Selanjutnya, Gino memaparkan beberapa pemodelan teras pantai yang telah ia lakukan di berbagai wilayah di dunia. Baik itu teras pantai yang terbentuk karena erosi (wave-cut terraces), teras pantai yang terbentuk karena sedimentasi material yang dibawa gelombang (wave-built terraces), maupun teras terumbu karang.

“Pembentukan teras ini dipengaruhi oleh kemiringan awal, laju pengangkatan, laju erosi awal, dan riwayat tinggi muka air laut,” ungkap Gino.

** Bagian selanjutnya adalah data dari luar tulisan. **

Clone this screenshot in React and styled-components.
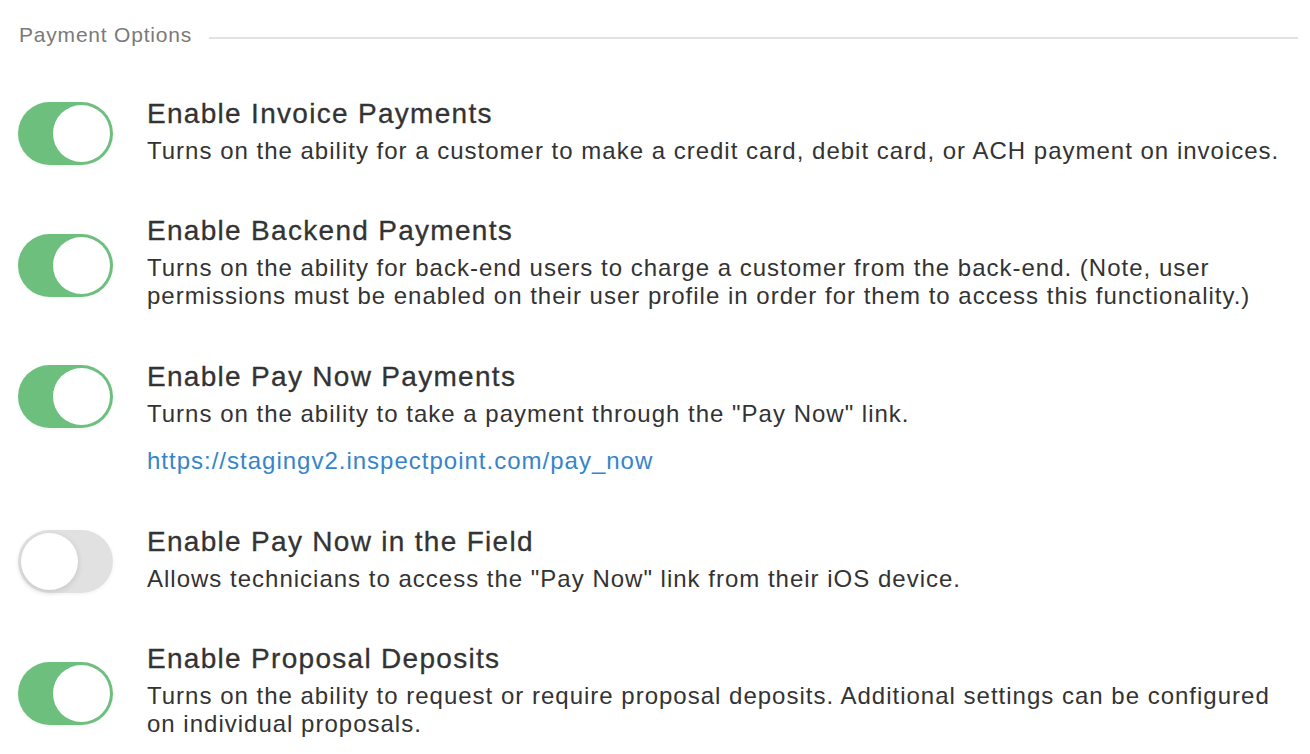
import styled, { createGlobalStyle } from 'styled-components';

const GlobalStyle = createGlobalStyle`
    body {
        margin: 0;
        background: #ffffff;
        font-family: "Liberation Sans", Arial, sans-serif;
        color: #333333;
    }
`;

const options = [
    {
        title: 'Enable Invoice Payments',
        text: 'Turns on the ability for a customer to make a credit card, debit card, or ACH payment on invoices.',
        on: true,
    },
    {
        title: 'Enable Backend Payments',
        text: 'Turns on the ability for back-end users to charge a customer from the back-end. (Note, user permissions must be enabled on their user profile in order for them to access this functionality.)',
        on: true,
    },
    {
        title: 'Enable Pay Now Payments',
        text: 'Turns on the ability to take a payment through the "Pay Now" link.',
        link: 'https://stagingv2.inspectpoint.com/pay_now',
        on: true,
    },
    {
        title: 'Enable Pay Now in the Field',
        text: 'Allows technicians to access the "Pay Now" link from their iOS device.',
        on: false,
    },
    {
        title: 'Enable Proposal Deposits',
        text: 'Turns on the ability to request or require proposal deposits. Additional settings can be configured on individual proposals.',
        on: true,
    },
];

function Toggle({ on }) {
    return (
        <Track $on={on}>
            <Knob $on={on} />
        </Track>
    );
}

export default function App() {
    return (
        <Page>
            <GlobalStyle />
            <Legend>
                <LegendText>Payment Options</LegendText>
                <LegendLine />
            </Legend>
            <List>
                {options.map((o) => (
                    <Item key={o.title}>
                        <Row>
                            <Toggle on={o.on} />
                            <Body>
                                <Title>{o.title}</Title>
                                <Description>{o.text}</Description>
                            </Body>
                        </Row>
                        {o.link && <Link href={o.link}>{o.link}</Link>}
                    </Item>
                ))}
            </List>
        </Page>
    );
}

const Page = styled.div`
    padding: 22px 12px 0 18px;
`;

const Legend = styled.div`
    display: flex;
    align-items: center;
    gap: 17px;
    margin-left: 1px;
`;

const LegendText = styled.span`
    font-size: 21px;
    line-height: 26px;
    letter-spacing: 0.8px;
    color: #7a7a7a;
`;

const LegendLine = styled.div`
    flex: 1;
    height: 2px;
    margin-top: 5px;
    background: #e2e2e2;
`;

const List = styled.div`
    display: flex;
    flex-direction: column;
    gap: 49px;
    margin-top: 48px;
`;

const Item = styled.div`
    display: flex;
    flex-direction: column;
`;

const Row = styled.div`
    display: flex;
    align-items: center;
    gap: 34px;
`;

const Track = styled.div`
    flex: none;
    width: 95px;
    height: 63px;
    margin-top: 6px;
    box-sizing: border-box;
    padding: 3px;
    border-radius: 32px;
    display: flex;
    justify-content: ${(p) => (p.$on ? 'flex-end' : 'flex-start')};
    background: ${(p) => (p.$on ? '#6dbf7d' : '#e1e1e1')};
    box-shadow: 0 1px 4px rgba(0, 0, 0, 0.06);
`;

const Knob = styled.div`
    width: 57px;
    height: 57px;
    border-radius: 50%;
    background: #ffffff;
    box-shadow: ${(p) => (p.$on ? 'none' : '0 2px 6px rgba(0, 0, 0, 0.12)')};
`;

const Body = styled.div`
    display: flex;
    flex-direction: column;
    min-width: 0;
`;

const Title = styled.div`
    font-size: 28px;
    line-height: 34px;
    letter-spacing: 1.3px;
    color: #333333;
    -webkit-text-stroke: 0.3px #333333;
    margin-bottom: 6px;
`;

const Description = styled.div`
    font-size: 24px;
    line-height: 28px;
    letter-spacing: 1px;
    color: #333333;
`;

const Link = styled.a`
    margin: 19px 0 0 129px;
    font-size: 24px;
    line-height: 28px;
    letter-spacing: 1px;
    color: #3585c9;
    text-decoration: none;
`;
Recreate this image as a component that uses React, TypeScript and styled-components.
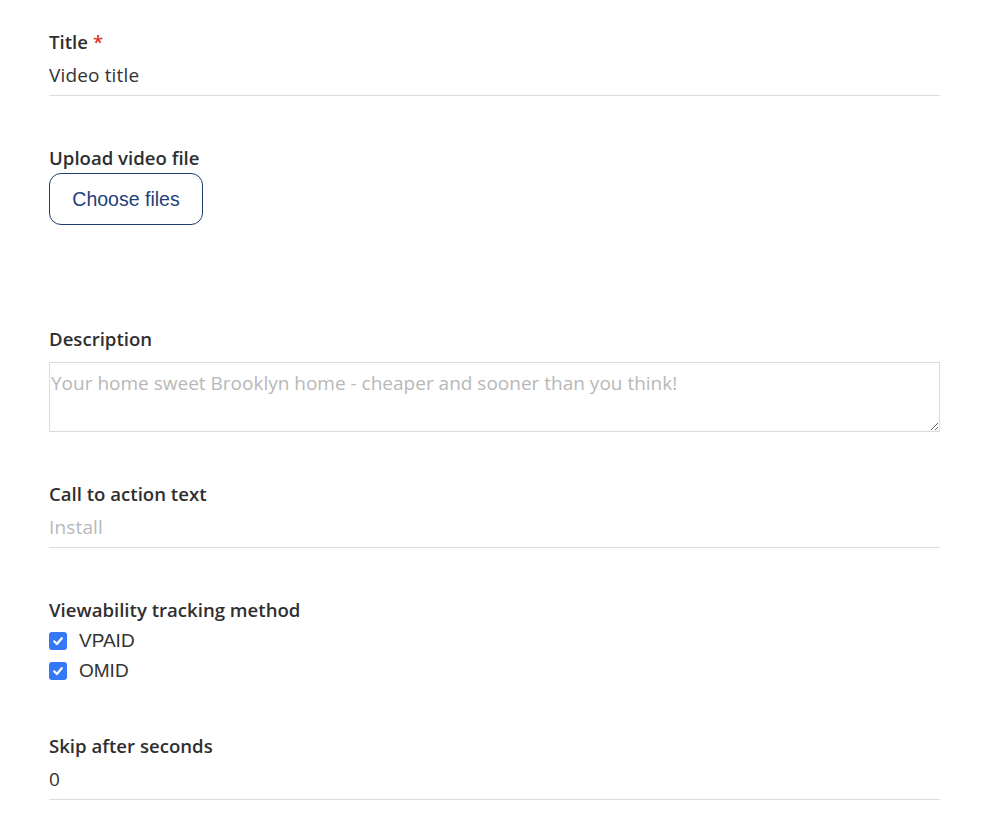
import React from "react";
import styled, { createGlobalStyle } from "styled-components";

const Global = createGlobalStyle`
  html, body { margin: 0; padding: 0; background: #ffffff; }
  body { font-family: "Open Sans", Lato, Arial, sans-serif; color: #333333; }
  * { box-sizing: border-box; }
`;

const Form = styled.form`
  display: flex;
  flex-direction: column;
  gap: 50px;
  width: 891px;
  margin-left: 49px;
  padding-top: 30px;
`;

const Field = styled.div<{ $extra?: number; $pull?: number }>`
  display: flex;
  flex-direction: column;
  padding-bottom: ${(p) => p.$extra ?? 0}px;
  margin-bottom: ${(p) => -(p.$pull ?? 0)}px;
`;

const Label = styled.label`
  font-size: 18.6px;
  line-height: 24px;
  font-weight: 600;
  color: #2f2f2f;
`;

const Required = styled.span`
  color: #e0321e;
  margin-left: 5px;
`;

const LineInput = styled.input`
  border: none;
  border-bottom: 1px solid #dcdcdc;
  padding: 9px 0 8px;
  font-family: inherit;
  font-size: 19px;
  line-height: 24px;
  letter-spacing: 0.15px;
  color: #333333;
  outline: none;
  background: transparent;
  &::placeholder { color: #b8b8b8; }
`;

const FileButton = styled.button`
  margin-top: 3px;
  width: 154px;
  height: 52px;
  border: 1px solid #1f3c6e;
  border-radius: 12px;
  background: #ffffff;
  color: #1e3f7b;
  font-family: "Liberation Sans", Arial, sans-serif;
  font-size: 19.5px;
`;

const TextArea = styled.textarea`
  margin-top: 11px;
  height: 70px;
  border: 1px solid #dcdcdc;
  padding: 8px 1px;
  font-family: inherit;
  font-size: 19px;
  line-height: 24px;
  color: #333333;
  resize: vertical;
  outline: none;
  &::placeholder { color: #b8b8b8; }
`;

const Options = styled.div`
  margin-top: 4px;
  display: flex;
  flex-direction: column;
`;

const Option = styled.label`
  display: flex;
  align-items: center;
  gap: 12px;
  height: 30px;
  font-family: "Liberation Sans", Arial, sans-serif;
  font-size: 19px;
  color: #333333;
`;

const Box = styled.span`
  width: 18px;
  height: 18px;
  border-radius: 3px;
  background: #3478f6;
  display: flex;
  align-items: center;
  justify-content: center;
`;

const Check = ({ label }: { label: string }) => (
  <Option>
    <Box>
      <svg width="12" height="12" viewBox="0 0 12 12">
        <path d="M2.2 6.3 L4.9 9 L9.8 3.2" fill="none" stroke="#fff" strokeWidth="2.2" strokeLinecap="round" strokeLinejoin="round" />
      </svg>
    </Box>
    {label}
  </Option>
);

export default function App() {
  return (
    <>
      <Global />
      <Form onSubmit={(e) => e.preventDefault()}>
        <Field>
          <Label>
            Title<Required>*</Required>
          </Label>
          <LineInput defaultValue="Video title" />
        </Field>
        <Field $extra={52}>
          <Label>Upload video file</Label>
          <div>
            <FileButton type="button">Choose files</FileButton>
          </div>
        </Field>
        <Field>
          <Label>Description</Label>
          <TextArea placeholder="Your home sweet Brooklyn home - cheaper and sooner than you think!" />
        </Field>
        <Field>
          <Label>Call to action text</Label>
          <LineInput placeholder="Install" />
        </Field>
        <Field $pull={2}>
          <Label>Viewability tracking method</Label>
          <Options>
            <Check label="VPAID" />
            <Check label="OMID" />
          </Options>
        </Field>
        <Field>
          <Label>Skip after seconds</Label>
          <LineInput defaultValue="0" />
        </Field>
      </Form>
    </>
  );
}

Pada akhir pemaparannya, Gino kembali menegaskan bahwa perubahan muka air laut tidak hanya akibat manusia. Berbagai aktivitas manusia yang menghasilkan emisi karbon memang dapat menyebabkan perubahan iklim global yang pada akhirnya bisa menaikkan muka air laut. Selain itu, jumlah bangunan juga akan meningkat seiring bertambahnya populasi yang berakibat pada penurunan muka tanah. Akan tetapi, alam juga memiliki kontribusi dalam perubahan ini. Salah satunya adalah proses tektonik dan geodinamika yang dapat menyebabkan kenaikan atau penurunan muka air laut.

“Upaya yang dapat dilakukan untuk mengatasi dampak buruk perubahan muka air laut adalah penanaman mangrove dan pelestarian terumbu karang. Keduanya juga dapat mencegah erosi,” tutupnya.

Acara Kolaborasi

Kuliah umum Program Studi Oseanogragi ITB merupakan rangkaian Program NUSANTARA bagian dari Skema Riset Kemitraan Dasar 2021. Kegiatan ini menggandeng Université de Nantes, ISTerre, Badan Riset dan Inovasi Nasional (BRIN) Indonesia, Kementerian Kelautan dan Perikanan (KKP) RI, dan program Kampus Merdeka dari Kemdikbud.

Kegiatan tersebut diikuti oleh mahasiswa Oseanografi ITB maupun mahasiswa dan masyarakat umum. Topik yang diangkat dalam kuliah umum ketiga ini adalah Paleo-Sea Level dan Coastal Modeling.

Kuliah umum dibuka langsung oleh Dekan Fakultas Ilmu dan Teknologi Kebumian (FITB), Dr. Irwan Meilano, S.T., M.Sc., sementara moderator acara ini adalah Dr. rer. nat. Rima Rachmayani, S.Si., M.Si., selaku dosen prodi Oseanografi ITB.